Small animals can be frozen whole and left to the taxidermist to skin out. If you are going to freeze a whole animal have it laid out as flat as possible. Game curled up into a ball take longer to freeze, which can affect skin quality, and take a lot longer to thaw out.
Capeing your trophy
The cuts for a shoulder mount are around the centre of the chest, down each front leg and up the middle of the back to within 100 mm or so short of the horns or antlers. This is the same principle for all shoulder mounts. If they don’t have horns or antlers you will still do the dorsal cut up to the back of the neck, but no “Y” cut.
Make sure you do the cut around the centre far enough back, about halfway between the front and back legs. If in doubt take the cut to the back of the ribs. You can’t add any skin back on, better to take too much and cut excess off later. The cuts down the back of each front leg should continue in a straight line towards the back leg until they intercept the cut around the centre. One of the main mistakes made by hunters is drifting this cut towards the brisket. Make sure it goes straight back from the front leg. You should have two parallel cuts here from the front leg to the centre cut. Also make sure the cut around the front leg is below the knee.
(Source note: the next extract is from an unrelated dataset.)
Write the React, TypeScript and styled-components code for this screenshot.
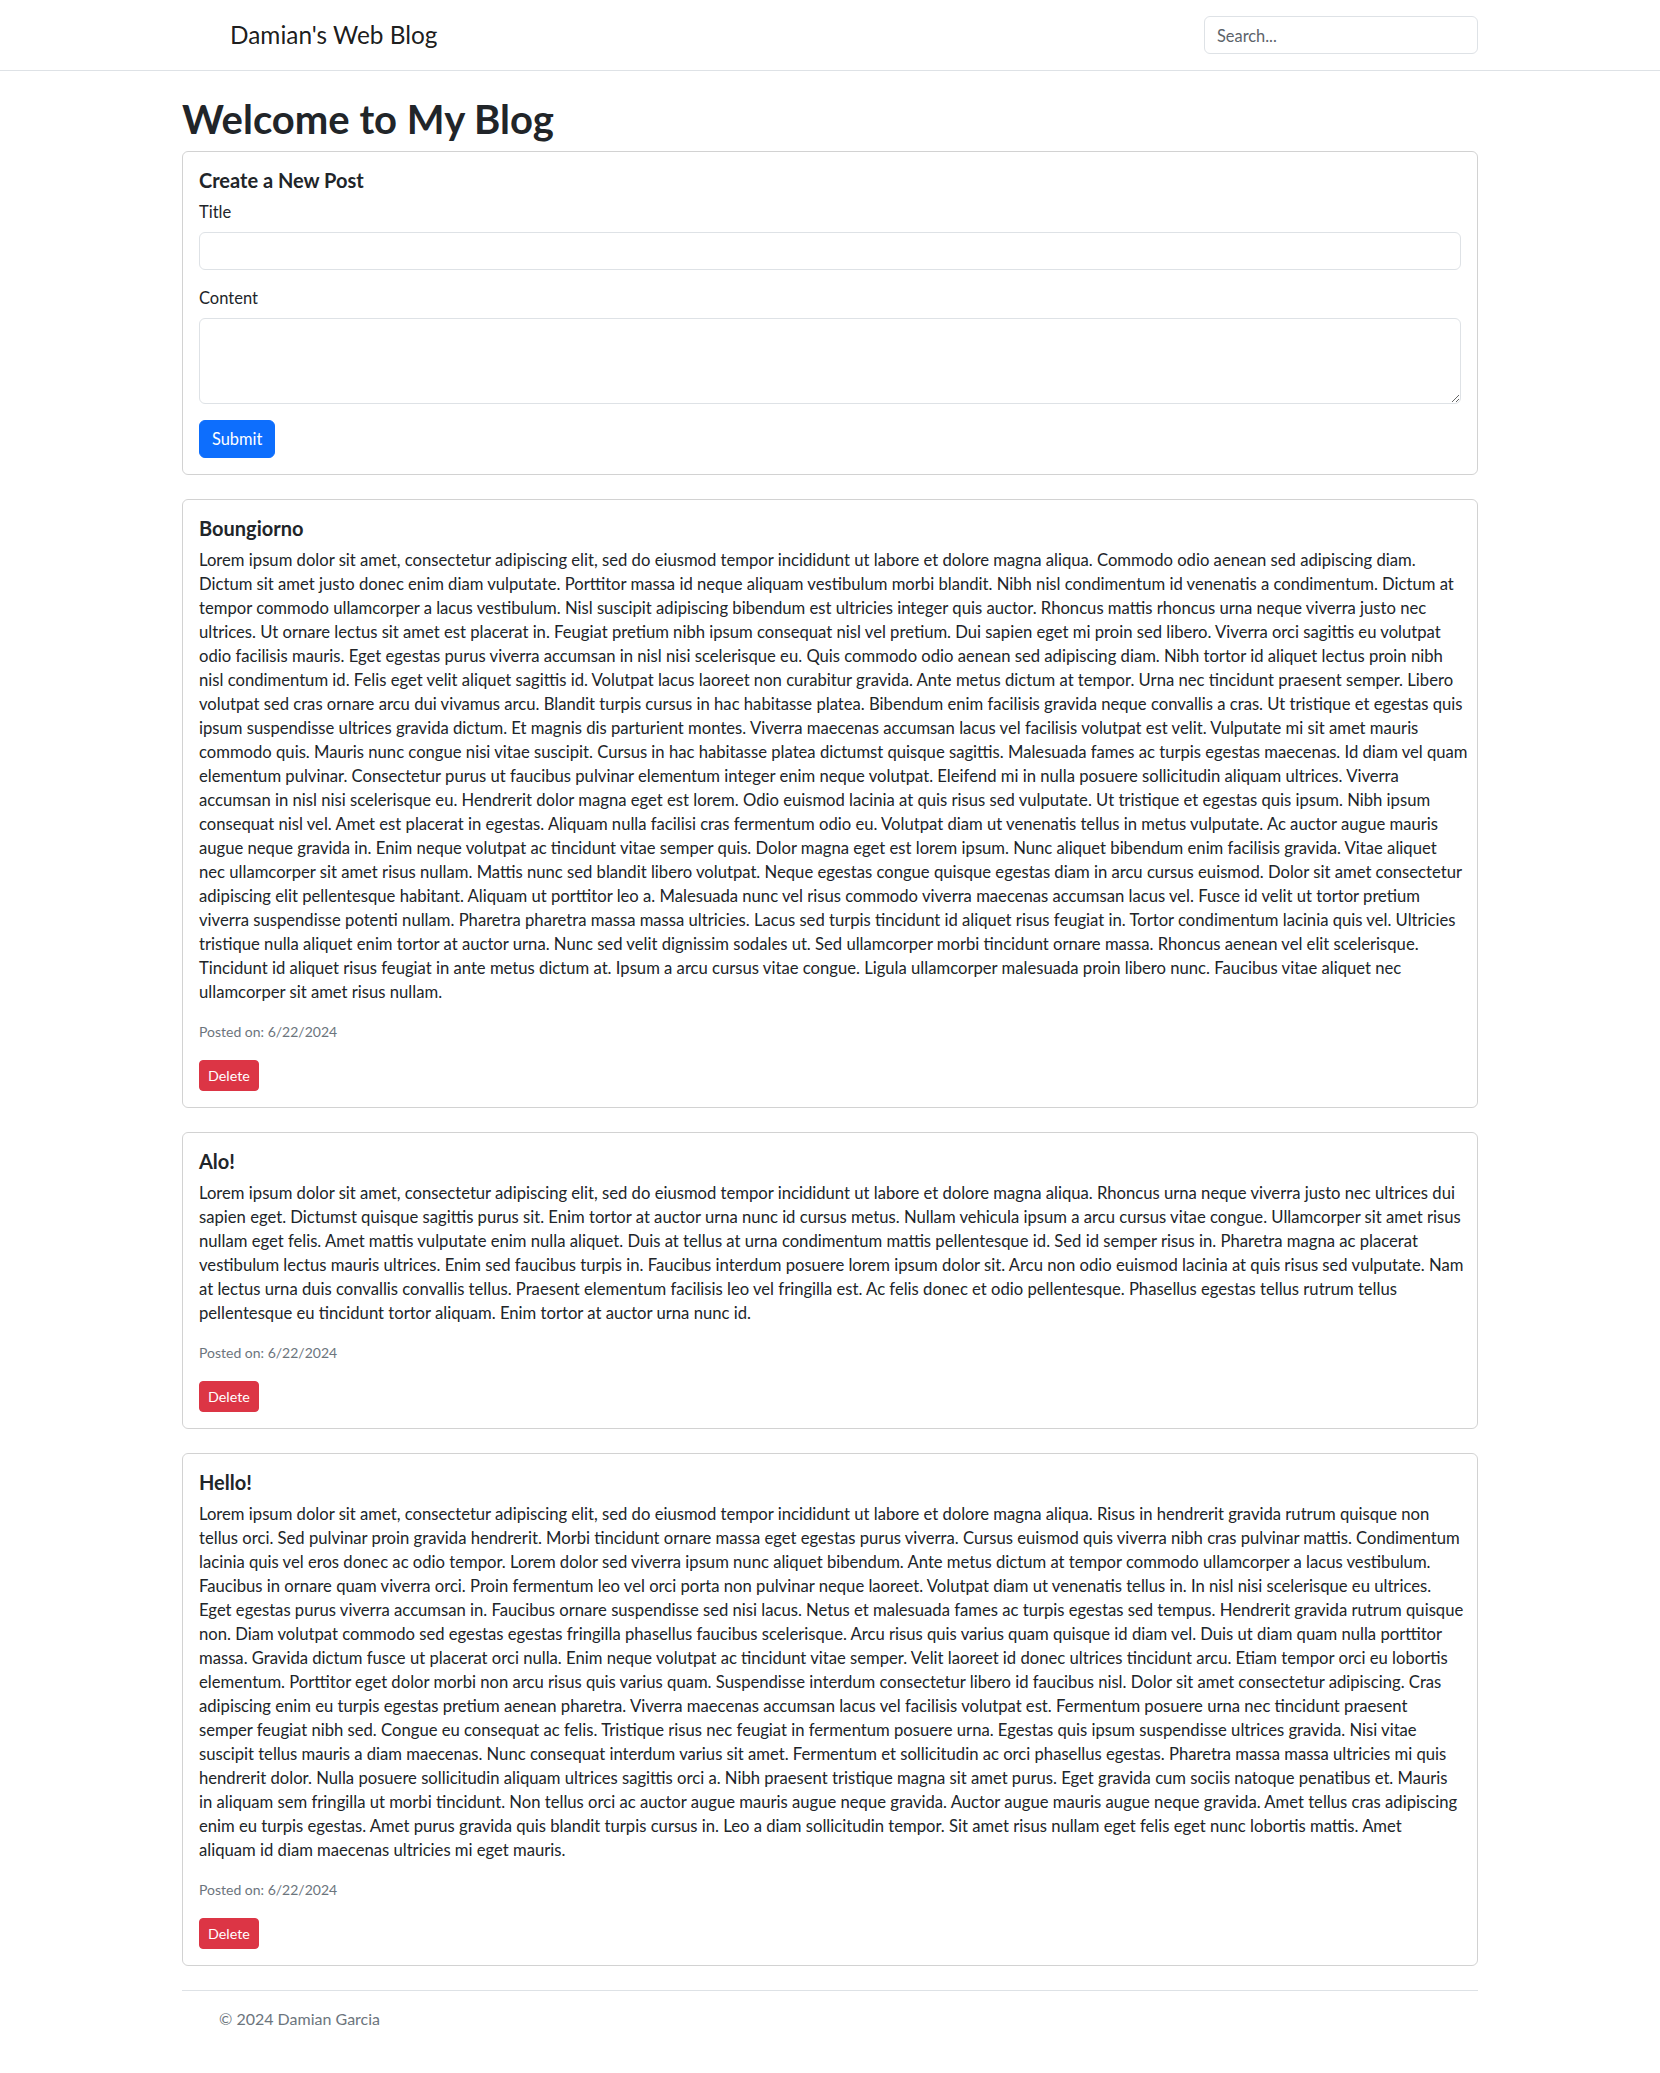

The amount of skin left attached to the cape from the front leg and brisket area can be the difference between a great shoulder mount and an average long neck mount.
At the end of the cut below the horns or antlers you make a “Y” cut from here to the base of each horn/antler. When skinning out the head pay particular attention to the base of the ears, cut close to the scull. When skinning around the eyes put your finger into the eye socket from the hair side this will help show up the base of the eye lid, again cut close to the scull. When skinning out the mouth make sure you leave enough lip skin, cut close up to the teeth. As you get to the nose take plenty of cartilage again cutting close to bone. Most deer have some sort of pre-orbital gland; in Sambar this is very deep. Be careful around here as well. As I have said if in doubt leave too much.
Turning the ears and splitting lips, eyes and nose has to be done at some point, the sooner this is done the better the cape will be. This is not really a hard process but requires some patience until you become proficient at it. To turn the ears start with a sharp knife from the skun side at the base of the ear working away at the membrane between the cartilage and the inside of the back of the ear. Once you have created a small pocket then a round ended tool (like the handle of a spoon) can be forced into this area. Pushing and moving the implement sideways will break away the inner membrane eventually making a pocket of the ear. Go as close to the edge of the ear as practical without breaking through. Eventually the ear will be able to be turned inside out. Leave it this way for salting. A commercial set of “ear pliers” are available for this process but unless you are doing a large number of animals they are probably not worth purchasing.
Splitting the lips, and eyes, doesn’t mean you actually split these items. If they have been skinned correctly you will be able to see a noticeable skin line 10 mm or more from the edge of the eye and lip. This is the part of the skin that was exposed to the air when the animal was alive. Try and run a sharp knife between inner skin of the eyelid or lip and the inside of the main part of the back of the skin, eventually creating a flap of skin for the taxidermist to work with when mounting the animal. Be careful here and don’t get over exuberant. The eye skin is very thin so if you aren’t confident leave these alone and focus on the lips and nose. Holes right through the lip or eye lid just create more work for the taxidermist.
Splitting the nose requires you to lay the hair side of the cape on your hand so you are looking at the nose area from the inside, or skun side, of the cape. With a sharp knife cut through the cartilage that separate the two nostrils until you have reached the back, or underneath of the nose skin. You should then be able to skin around both nostrils. This enables the salt to penetrate properly and avert the possibility of the epidermis of the nose slipping. Again be careful here. Holes create more work and can affect the finished product. But if you don’t split the nose you can also have the same slippage problems.
I can assure you this is a lot harder to write about it than it is to actually do. Have a go.